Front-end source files

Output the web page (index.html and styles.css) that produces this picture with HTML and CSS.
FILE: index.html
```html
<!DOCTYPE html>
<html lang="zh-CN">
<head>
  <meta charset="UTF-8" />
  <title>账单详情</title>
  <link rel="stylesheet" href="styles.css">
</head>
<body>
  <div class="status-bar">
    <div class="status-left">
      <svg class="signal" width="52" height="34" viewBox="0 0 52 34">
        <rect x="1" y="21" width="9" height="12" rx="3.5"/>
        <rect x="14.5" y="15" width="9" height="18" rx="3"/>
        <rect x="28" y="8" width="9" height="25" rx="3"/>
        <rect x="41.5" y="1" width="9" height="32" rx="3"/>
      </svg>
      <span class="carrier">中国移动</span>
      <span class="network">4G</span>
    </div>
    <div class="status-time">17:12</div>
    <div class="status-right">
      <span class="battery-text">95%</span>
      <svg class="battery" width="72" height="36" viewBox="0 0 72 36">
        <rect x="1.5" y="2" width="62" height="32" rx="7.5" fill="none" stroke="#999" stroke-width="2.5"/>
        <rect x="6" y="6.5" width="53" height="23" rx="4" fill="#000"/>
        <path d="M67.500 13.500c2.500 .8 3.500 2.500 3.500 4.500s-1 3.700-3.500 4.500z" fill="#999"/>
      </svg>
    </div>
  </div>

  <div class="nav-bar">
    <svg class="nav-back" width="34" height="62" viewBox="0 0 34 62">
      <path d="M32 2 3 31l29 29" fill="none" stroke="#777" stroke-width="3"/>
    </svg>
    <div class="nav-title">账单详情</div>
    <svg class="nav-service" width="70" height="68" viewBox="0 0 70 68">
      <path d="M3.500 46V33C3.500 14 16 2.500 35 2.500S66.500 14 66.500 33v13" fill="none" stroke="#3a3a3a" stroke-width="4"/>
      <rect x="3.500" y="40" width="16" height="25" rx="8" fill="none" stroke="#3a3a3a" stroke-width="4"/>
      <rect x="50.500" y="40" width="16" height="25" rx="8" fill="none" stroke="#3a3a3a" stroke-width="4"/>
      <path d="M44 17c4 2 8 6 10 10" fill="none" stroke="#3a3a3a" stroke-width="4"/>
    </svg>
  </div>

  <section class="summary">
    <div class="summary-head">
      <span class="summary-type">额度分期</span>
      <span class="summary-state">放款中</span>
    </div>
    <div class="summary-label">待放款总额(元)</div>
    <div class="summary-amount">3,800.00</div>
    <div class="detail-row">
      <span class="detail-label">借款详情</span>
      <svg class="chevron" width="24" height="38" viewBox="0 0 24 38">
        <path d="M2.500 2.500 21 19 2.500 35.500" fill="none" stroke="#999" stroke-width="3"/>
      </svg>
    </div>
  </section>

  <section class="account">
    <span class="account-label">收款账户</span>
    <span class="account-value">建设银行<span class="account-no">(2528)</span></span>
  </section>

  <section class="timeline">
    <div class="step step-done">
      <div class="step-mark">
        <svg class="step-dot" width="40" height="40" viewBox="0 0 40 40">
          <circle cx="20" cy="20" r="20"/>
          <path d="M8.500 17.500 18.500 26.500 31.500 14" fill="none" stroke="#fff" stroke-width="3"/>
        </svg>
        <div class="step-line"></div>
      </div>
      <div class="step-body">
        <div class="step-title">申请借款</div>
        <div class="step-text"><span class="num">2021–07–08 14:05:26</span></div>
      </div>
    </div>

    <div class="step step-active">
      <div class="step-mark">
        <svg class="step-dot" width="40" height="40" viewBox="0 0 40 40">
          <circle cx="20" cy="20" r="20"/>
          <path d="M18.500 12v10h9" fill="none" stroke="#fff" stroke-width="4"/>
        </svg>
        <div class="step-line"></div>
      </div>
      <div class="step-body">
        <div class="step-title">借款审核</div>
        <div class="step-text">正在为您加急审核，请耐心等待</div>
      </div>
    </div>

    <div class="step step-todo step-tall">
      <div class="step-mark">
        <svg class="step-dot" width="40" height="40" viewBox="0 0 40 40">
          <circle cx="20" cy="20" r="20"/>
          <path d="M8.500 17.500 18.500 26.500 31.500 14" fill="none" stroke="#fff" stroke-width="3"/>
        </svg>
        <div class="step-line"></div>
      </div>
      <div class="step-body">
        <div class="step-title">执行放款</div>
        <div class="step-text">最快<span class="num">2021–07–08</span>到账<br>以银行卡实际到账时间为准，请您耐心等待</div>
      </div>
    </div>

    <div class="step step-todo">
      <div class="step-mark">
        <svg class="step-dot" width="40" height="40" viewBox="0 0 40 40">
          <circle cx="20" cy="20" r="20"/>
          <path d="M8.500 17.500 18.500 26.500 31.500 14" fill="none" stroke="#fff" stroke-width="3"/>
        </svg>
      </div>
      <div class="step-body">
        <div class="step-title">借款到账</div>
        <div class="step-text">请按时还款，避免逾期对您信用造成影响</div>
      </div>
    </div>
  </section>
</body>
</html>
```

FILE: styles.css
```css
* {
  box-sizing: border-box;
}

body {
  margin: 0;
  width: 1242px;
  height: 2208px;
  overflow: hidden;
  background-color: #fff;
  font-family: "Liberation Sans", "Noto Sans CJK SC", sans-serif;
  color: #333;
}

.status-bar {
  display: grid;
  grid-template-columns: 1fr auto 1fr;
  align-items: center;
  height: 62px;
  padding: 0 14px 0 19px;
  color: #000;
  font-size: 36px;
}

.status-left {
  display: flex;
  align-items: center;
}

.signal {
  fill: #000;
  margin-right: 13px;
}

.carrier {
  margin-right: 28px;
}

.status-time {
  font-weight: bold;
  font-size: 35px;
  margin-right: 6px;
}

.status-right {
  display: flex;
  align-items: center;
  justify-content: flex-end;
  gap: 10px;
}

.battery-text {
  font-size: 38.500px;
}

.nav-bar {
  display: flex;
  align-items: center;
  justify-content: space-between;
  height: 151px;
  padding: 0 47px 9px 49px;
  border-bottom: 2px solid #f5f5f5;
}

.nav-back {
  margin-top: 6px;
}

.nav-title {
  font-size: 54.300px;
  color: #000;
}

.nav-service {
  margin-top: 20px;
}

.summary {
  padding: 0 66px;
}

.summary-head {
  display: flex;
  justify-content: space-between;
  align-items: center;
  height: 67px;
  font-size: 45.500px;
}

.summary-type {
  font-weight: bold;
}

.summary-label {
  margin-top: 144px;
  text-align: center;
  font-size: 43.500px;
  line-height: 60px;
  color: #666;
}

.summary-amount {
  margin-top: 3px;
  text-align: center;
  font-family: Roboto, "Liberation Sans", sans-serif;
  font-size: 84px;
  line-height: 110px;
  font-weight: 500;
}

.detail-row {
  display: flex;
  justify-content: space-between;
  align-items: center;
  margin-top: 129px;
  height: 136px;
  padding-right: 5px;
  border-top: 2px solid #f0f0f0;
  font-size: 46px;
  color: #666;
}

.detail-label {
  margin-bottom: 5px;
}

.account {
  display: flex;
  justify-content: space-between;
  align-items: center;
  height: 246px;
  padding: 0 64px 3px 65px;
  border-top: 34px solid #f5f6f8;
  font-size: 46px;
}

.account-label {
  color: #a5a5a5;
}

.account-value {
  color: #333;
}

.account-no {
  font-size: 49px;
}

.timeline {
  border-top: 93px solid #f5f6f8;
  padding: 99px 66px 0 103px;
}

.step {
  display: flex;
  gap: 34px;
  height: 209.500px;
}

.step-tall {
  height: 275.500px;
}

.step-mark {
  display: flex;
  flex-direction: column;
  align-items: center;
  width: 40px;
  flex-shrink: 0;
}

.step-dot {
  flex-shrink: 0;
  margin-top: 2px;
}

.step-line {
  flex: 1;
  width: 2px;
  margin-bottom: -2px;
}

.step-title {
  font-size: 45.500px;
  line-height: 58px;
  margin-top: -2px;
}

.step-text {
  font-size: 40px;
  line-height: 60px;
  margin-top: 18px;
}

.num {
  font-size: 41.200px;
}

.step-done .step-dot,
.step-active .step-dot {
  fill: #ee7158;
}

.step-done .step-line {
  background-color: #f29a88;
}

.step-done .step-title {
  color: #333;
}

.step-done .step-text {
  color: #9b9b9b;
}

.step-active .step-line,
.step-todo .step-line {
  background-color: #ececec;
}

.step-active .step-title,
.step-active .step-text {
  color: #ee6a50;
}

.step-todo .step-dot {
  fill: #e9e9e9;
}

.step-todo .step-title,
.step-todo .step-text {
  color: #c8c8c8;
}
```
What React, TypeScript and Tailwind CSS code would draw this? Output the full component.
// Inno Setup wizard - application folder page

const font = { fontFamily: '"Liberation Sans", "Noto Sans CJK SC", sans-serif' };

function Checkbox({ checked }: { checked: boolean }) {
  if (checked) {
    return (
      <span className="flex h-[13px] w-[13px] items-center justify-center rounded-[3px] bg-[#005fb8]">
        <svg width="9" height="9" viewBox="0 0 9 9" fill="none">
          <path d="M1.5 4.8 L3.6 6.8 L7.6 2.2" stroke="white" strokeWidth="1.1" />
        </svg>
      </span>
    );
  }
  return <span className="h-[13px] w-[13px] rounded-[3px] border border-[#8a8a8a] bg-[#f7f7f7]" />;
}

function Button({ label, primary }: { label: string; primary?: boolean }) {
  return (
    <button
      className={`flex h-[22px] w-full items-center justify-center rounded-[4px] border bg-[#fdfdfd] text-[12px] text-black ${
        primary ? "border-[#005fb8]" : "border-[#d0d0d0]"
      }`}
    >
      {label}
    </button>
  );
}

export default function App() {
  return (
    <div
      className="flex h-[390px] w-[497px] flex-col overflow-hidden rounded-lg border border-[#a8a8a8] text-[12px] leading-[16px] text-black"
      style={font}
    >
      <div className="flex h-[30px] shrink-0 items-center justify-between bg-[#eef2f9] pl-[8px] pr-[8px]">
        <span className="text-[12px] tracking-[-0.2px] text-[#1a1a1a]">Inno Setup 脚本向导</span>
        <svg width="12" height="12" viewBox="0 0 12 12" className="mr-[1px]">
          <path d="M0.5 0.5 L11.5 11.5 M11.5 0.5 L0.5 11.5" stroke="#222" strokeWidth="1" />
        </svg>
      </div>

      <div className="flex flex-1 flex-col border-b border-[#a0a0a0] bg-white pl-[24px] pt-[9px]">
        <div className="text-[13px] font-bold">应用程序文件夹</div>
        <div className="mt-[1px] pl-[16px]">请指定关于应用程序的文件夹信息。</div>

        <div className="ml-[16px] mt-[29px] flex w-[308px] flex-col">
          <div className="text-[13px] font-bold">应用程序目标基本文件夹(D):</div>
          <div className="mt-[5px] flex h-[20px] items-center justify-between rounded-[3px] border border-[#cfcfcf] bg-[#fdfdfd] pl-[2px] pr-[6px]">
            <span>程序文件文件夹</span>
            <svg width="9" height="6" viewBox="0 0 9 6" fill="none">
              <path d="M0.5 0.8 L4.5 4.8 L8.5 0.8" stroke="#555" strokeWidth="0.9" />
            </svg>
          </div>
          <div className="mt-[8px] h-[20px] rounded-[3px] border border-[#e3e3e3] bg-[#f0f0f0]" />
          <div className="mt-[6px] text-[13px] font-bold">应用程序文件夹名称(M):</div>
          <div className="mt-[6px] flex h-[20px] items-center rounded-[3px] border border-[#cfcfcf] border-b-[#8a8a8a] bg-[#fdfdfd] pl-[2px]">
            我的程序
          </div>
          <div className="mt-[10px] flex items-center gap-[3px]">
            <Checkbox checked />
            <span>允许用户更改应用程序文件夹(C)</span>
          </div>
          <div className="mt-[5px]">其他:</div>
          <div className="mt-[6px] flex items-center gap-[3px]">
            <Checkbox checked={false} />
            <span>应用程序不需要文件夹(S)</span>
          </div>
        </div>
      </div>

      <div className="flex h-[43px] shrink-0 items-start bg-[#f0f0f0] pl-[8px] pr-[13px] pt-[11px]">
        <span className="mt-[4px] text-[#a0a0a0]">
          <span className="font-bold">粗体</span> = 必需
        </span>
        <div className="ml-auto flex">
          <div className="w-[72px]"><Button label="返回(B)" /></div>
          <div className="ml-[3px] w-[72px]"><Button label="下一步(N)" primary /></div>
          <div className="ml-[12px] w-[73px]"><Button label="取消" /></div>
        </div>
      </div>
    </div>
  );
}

Exercise: Return each line among the entries that holds the word "full".

Final answer:
What React, TypeScript and Tailwind CSS code would draw this? Output the full component.
      className={`flex h-[22px] w-full items-center justify-center rounded-[4px] border bg-[#fdfdfd] text-[12px] text-black ${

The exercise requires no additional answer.